When using the url template and the weather data to compare the temperatures with bikes data, code seems to be not working. I modified url template and made the changes required in later parts, and everything is running well. But when I tried to output first three rows of the data, its showing nothing.

mvresh commented 5 years ago

Here's the code :

`

getting weather data to look at temps

 def get_weather_data(year):
      url_template = "http://climate.weather.gc.ca/climate_data/bulk_data_e.html?stationID=5415&Year={year}&Month={month}&format=csv&timeframe=1&submit=%20Download+Data"

  # airport station is 5415, hence that was used

  data_by_month = []

  for month in range(1,13):

    url = url_template.format(year=year, month=month)
    weather_data = pd.read_csv(url, skiprows=15, index_col='Date/Time', parse_dates=True, encoding='utf-8', header=0)
    weather_data.columns = map(lambda x: x.replace('\xb0', ''), weather_data.columns)

    # xbo is degree symbol

    weather_data = weather_data.drop(['Year', 'Day', 'Month', 'Time'], axis=1)
    data_by_month.append(weather_data.dropna())

  return pd.concat(data_by_month).dropna(axis=1, how='all').dropna()

weather_data = get_weather_data(2012)

weather_data[:5]

`

kbridge commented 2 years ago
url_template = "http://climate.weather.gc.ca/climate_data/bulk_data_e.html?stationID=5415&Year={year}&Month={month}&format=csv&timeframe=1&submit=%20Download+Data"
# url_template = 'https://raw.githubusercontent.com/kbridge/weather-data/main/weather_data_{year}_{month}.csv'
url = url_template.format(month=3, year=2012)
weather_mar2012 = pd.read_csv(url, index_col='Date/Time (LST)', parse_dates=True, encoding='utf-8-sig')

Summary:

kbridge commented 2 years ago

Before renaming the columns to eliminate ° characters, drop some unexpected new columns first:

weather_mar2012 = weather_mar2012.drop(['Longitude (x)', 'Latitude (y)', 'Station Name', 'Climate ID', 'Precip. Amount (mm)', 'Precip. Amount Flag'], axis=1)

And the renaming code becomes

weather_mar2012.columns = [
    u'Year', u'Month', u'Day', u'Time', u'Temp (C)', 
    u'Temp Flag', u'Dew Point Temp (C)', u'Dew Point Temp Flag', 
    u'Rel Hum (%)', u'Rel Hum Flag', u'Wind Dir (10s deg)', u'Wind Dir Flag', 
    u'Wind Spd (km/h)', u'Wind Spd Flag', u'Visibility (km)', u'Visibility Flag',
    u'Stn Press (kPa)', u'Stn Press Flag', u'Hmdx', u'Hmdx Flag', u'Wind Chill', 
    u'Wind Chill Flag', u'Weather']

Column Data Quality is removed because the new data doesn't contain the column anymore.

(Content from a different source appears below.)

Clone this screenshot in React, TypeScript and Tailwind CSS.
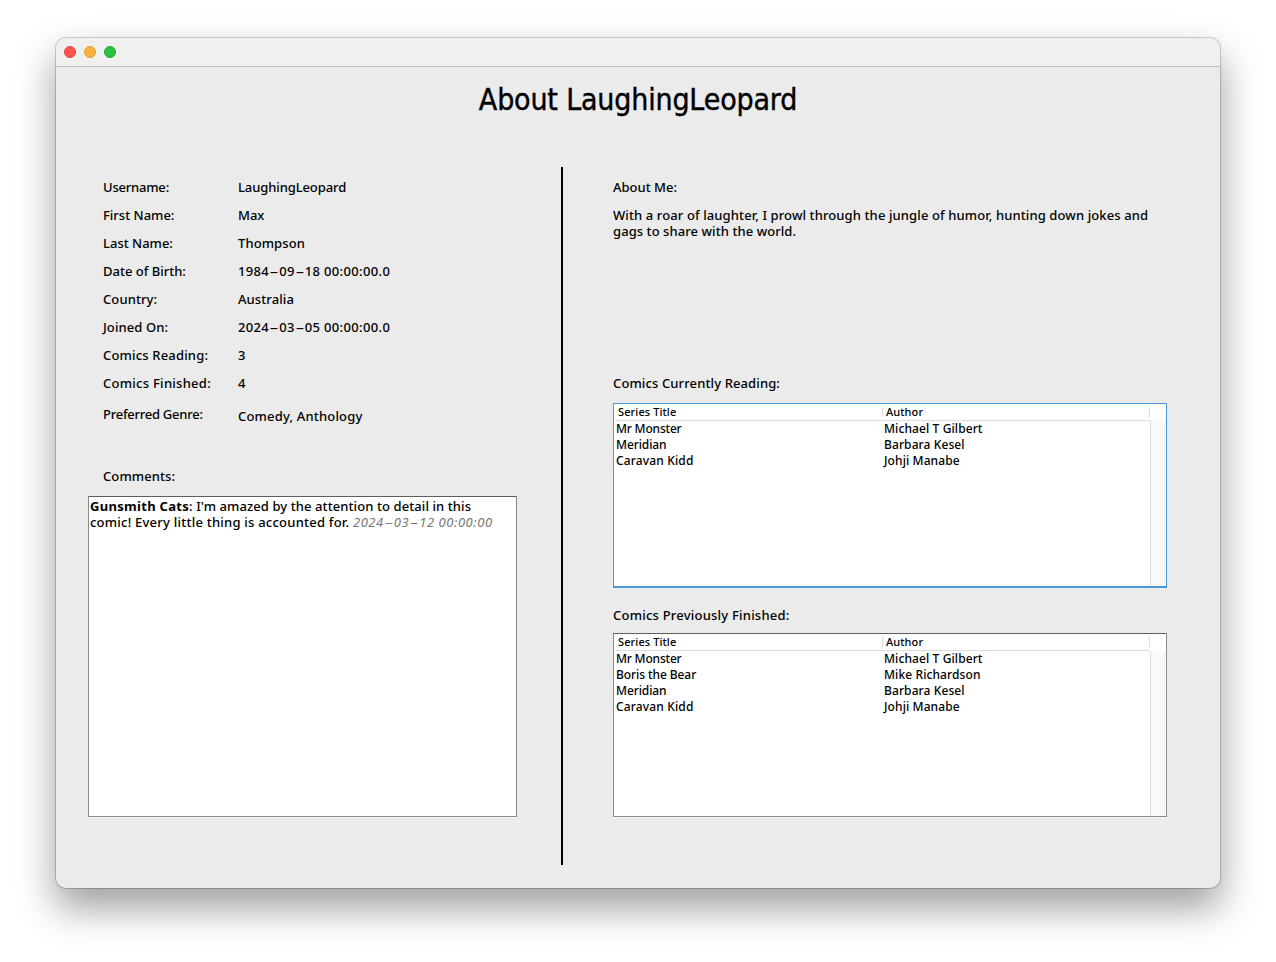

This also renames the column Time (LST) to Time.

kbridge commented 2 years ago

No need to drop the column Data Quality anymore:

-weather_mar2012 = weather_mar2012.drop(['Year', 'Month', 'Day', 'Time', 'Data Quality'], axis=1)
+weather_mar2012 = weather_mar2012.drop(['Year', 'Month', 'Day', 'Time'], axis=1)
kbridge commented 2 years ago

temperatures.head is a method now, so you should

-print(temperatures.head)
+print(temperatures.head())
kbridge commented 2 years ago

Change download_weather_month to this:

# mirror
# url_template = 'https://raw.githubusercontent.com/kbridge/weather-data/main/weather_data_{year}_{month}.csv'

def download_weather_month(year, month):
    url = url_template.format(year=year, month=month)
    weather_data = pd.read_csv(url, index_col='Date/Time (LST)', parse_dates=True, encoding='utf-8-sig')
    weather_data = weather_data.dropna(axis=1)
    weather_data.columns = [col.replace('\xb0', '') for col in weather_data.columns]
    weather_data = weather_data.drop([
        'Year',
        'Day',
        'Month',
        'Time (LST)',
        'Longitude (x)',
        'Latitude (y)',
        'Station Name',
        'Climate ID',
    ], axis=1)
    return weather_data

which was

def download_weather_month(year, month):
    if month == 1:
        year += 1
    url = url_template.format(year=year, month=month)
    weather_data = pd.read_csv(url, skiprows=15, index_col='Date/Time', parse_dates=True, header=True)
    weather_data = weather_data.dropna(axis=1)
    weather_data.columns = [col.replace('\xb0', '') for col in weather_data.columns]
    weather_data = weather_data.drop(['Year', 'Day', 'Month', 'Time', 'Data Quality'], axis=1)
    return weather_data
kbridge commented 2 years ago

Sorry I have used this issue as if it is my own memo. But I will be glad if my comments help you.